Q. Why is this agreement needed?
A. Local brick-and-mortar stores are operating at a competitive disadvantage to remote sellers who aren't collecting or paying taxes. Sometimes local stores find themselves serving as showrooms for Internet sellers. Prospective customers check out the merchandise locally but buy the product online to avoid paying sales tax.
Q. How does the change in sales tax work?
A. Prior to July 1, 2008, businesses that shipped products directly to customers code the local sales tax to the location from which the product was shipped. Under destination-based sales tax, the tax now goes to the destination city or unincorporated county. The rate is determined by the local rate in the destination city or unincorporated county. Destination-based sales tax doesn’t affect local taxes when the customer takes the product home.
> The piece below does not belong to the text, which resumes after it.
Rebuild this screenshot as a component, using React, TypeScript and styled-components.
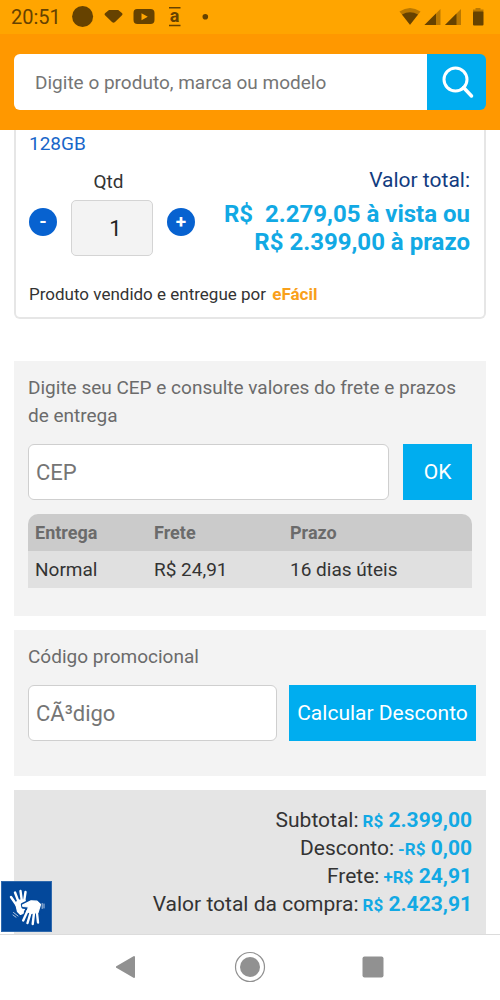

In that case the tax applies to the location where the customer picked up the product.
Q. How many states have passed legislation for the agreement?
A. Twenty-two states have passed conforming legislation so far, not including Washington. The agreement went into effect on October 1, 2005, and over 1,000 remote sellers have already registered to begin collecting and remitting sales taxes on sales to purchasers in these states.
Q. What did Washington do to become a member of the Agreement (SSUTA)?
A. With the passage of SSB5089, Washington has enacted the remaining legislation necessary to come into conformance with the requirements of the Agreement. This includes changing its local sales tax system from an origin-based system to a destination-based system, providing amnesty for remote sellers who voluntarily begin collecting sales tax, providing compensation for certified service providers that will coordinate and process the sales tax reported by remote sellers, and providing assistance for small businesses that need to adapt to destination-based sales tax.